→ WHAT IS BEING ASKED
All lines in the data bearing the string "styled" should be identified and copied.

→ GIVEN INFORMATION

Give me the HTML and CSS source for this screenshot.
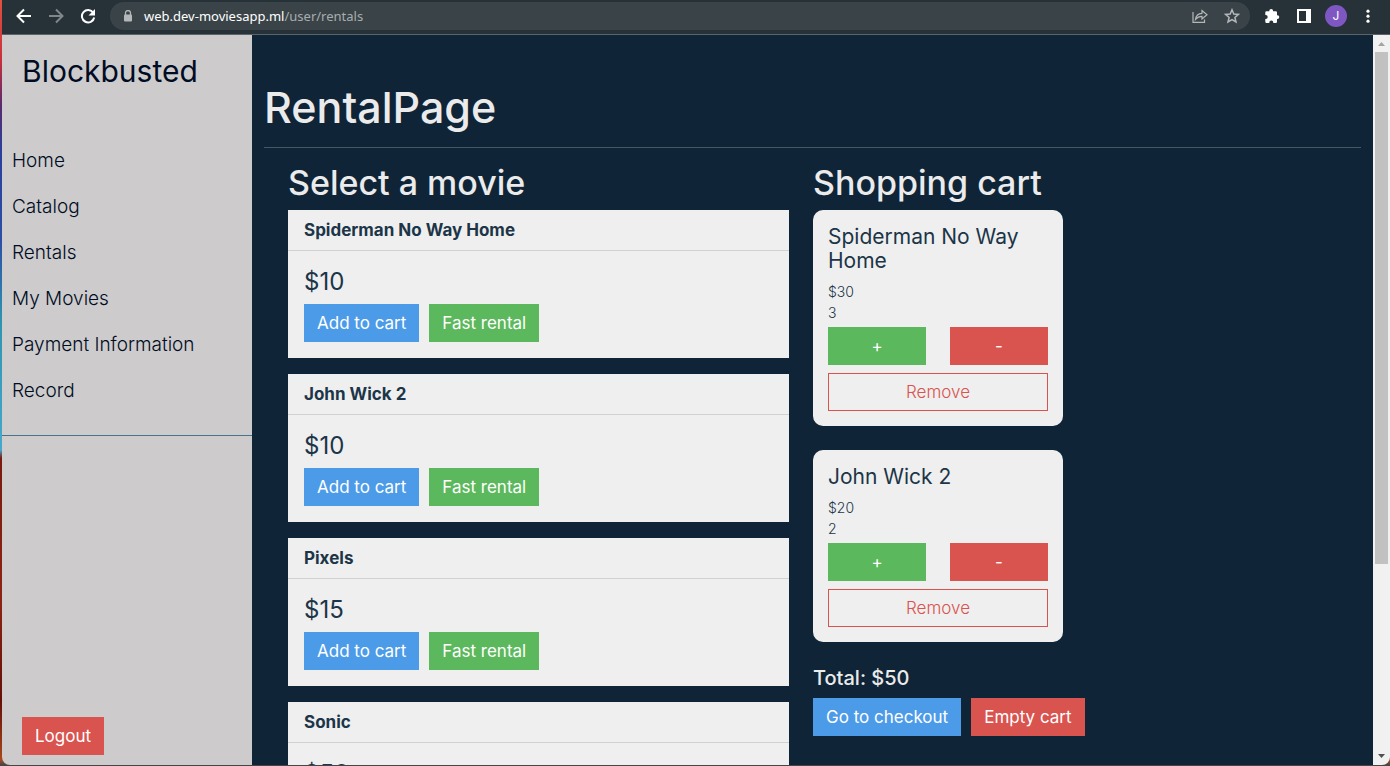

...

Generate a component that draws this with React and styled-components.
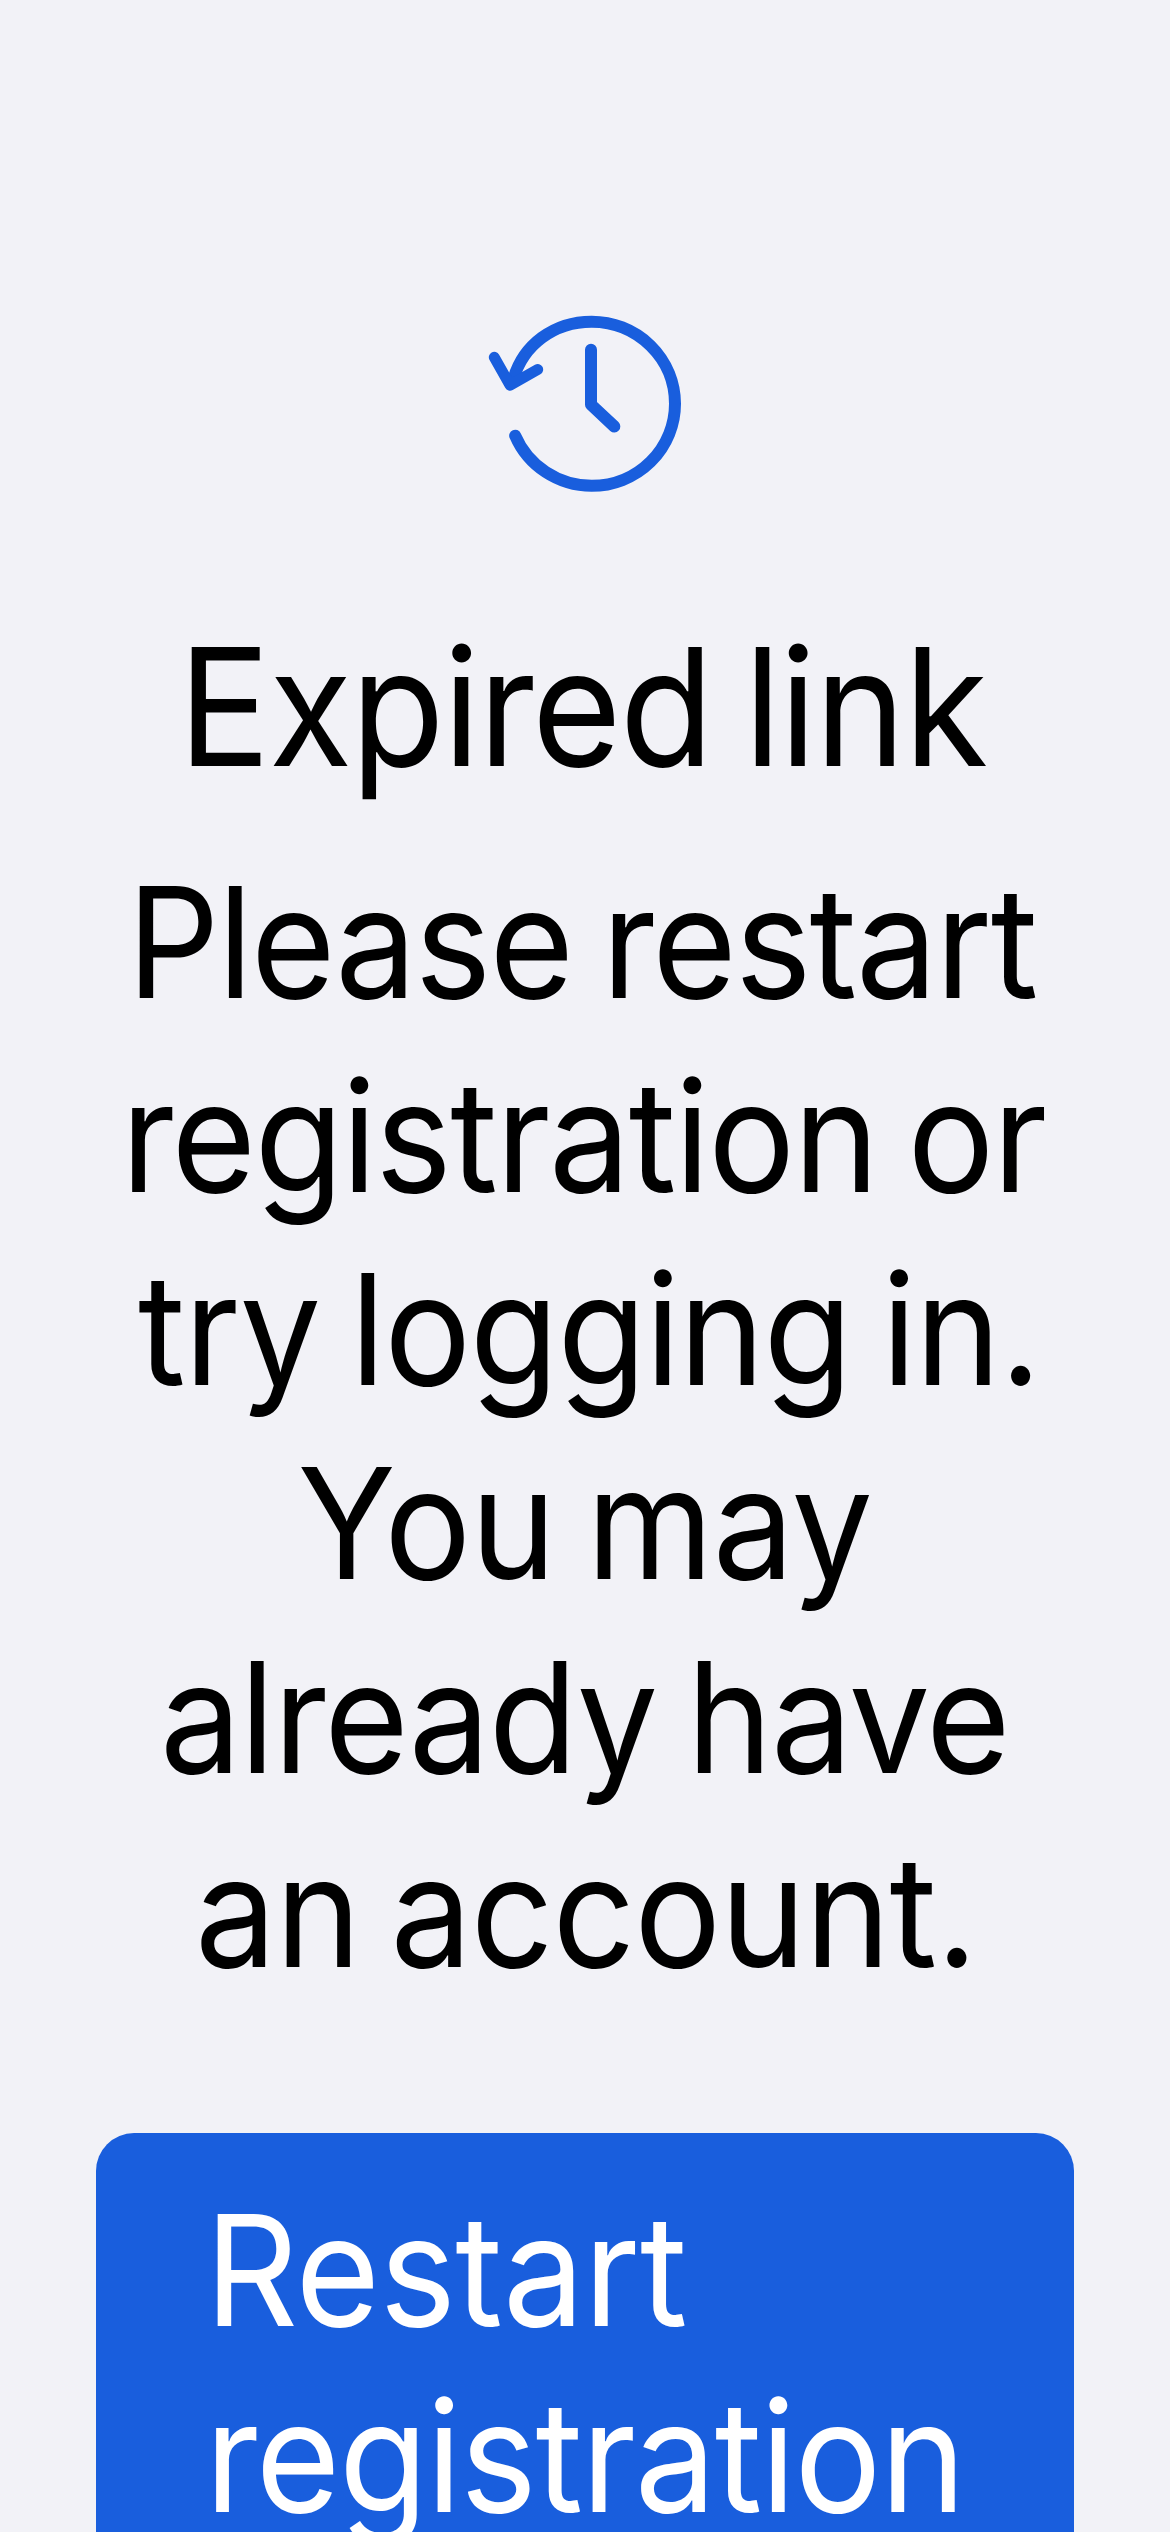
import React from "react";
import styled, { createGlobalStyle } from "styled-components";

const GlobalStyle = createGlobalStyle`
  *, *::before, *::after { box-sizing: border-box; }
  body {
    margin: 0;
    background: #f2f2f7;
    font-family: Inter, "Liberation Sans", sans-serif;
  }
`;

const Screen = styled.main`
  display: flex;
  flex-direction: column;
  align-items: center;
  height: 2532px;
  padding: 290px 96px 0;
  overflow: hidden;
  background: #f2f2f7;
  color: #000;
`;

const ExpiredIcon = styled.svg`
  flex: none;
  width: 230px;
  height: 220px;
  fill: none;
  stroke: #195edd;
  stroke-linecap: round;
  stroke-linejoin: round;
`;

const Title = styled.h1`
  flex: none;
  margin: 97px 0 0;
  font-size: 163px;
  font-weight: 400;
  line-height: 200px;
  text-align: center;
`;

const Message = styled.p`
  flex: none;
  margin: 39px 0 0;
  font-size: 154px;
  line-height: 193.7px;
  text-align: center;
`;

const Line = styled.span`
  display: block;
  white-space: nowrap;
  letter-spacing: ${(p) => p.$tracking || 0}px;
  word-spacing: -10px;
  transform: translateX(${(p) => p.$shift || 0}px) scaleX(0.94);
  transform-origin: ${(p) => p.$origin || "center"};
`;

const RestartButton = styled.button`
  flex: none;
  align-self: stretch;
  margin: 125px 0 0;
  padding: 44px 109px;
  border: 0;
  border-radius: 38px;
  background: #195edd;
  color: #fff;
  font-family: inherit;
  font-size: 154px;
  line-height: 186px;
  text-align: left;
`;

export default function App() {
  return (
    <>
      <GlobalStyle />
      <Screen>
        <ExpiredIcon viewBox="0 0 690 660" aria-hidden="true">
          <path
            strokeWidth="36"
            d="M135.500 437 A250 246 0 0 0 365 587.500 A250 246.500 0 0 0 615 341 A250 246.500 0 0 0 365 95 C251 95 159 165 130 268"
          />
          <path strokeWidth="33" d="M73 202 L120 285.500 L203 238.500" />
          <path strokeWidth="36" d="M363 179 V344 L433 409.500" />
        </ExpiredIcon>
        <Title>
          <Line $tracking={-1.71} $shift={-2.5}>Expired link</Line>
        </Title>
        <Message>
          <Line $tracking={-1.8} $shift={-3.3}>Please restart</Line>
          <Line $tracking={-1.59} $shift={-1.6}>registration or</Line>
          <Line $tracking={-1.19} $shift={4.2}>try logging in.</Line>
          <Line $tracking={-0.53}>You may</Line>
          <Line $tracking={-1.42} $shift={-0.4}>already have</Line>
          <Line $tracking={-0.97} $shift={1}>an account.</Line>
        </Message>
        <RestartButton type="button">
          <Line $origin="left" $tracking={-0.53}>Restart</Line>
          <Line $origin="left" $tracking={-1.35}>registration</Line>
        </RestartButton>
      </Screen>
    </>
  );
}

→ SOLUTION FOR THIS PROBLEM
Generate a component that draws this with React and styled-components.
import styled, { createGlobalStyle } from "styled-components";
const Screen = styled.main`
const ExpiredIcon = styled.svg`
const Title = styled.h1`
const Message = styled.p`
const Line = styled.span`
const RestartButton = styled.button`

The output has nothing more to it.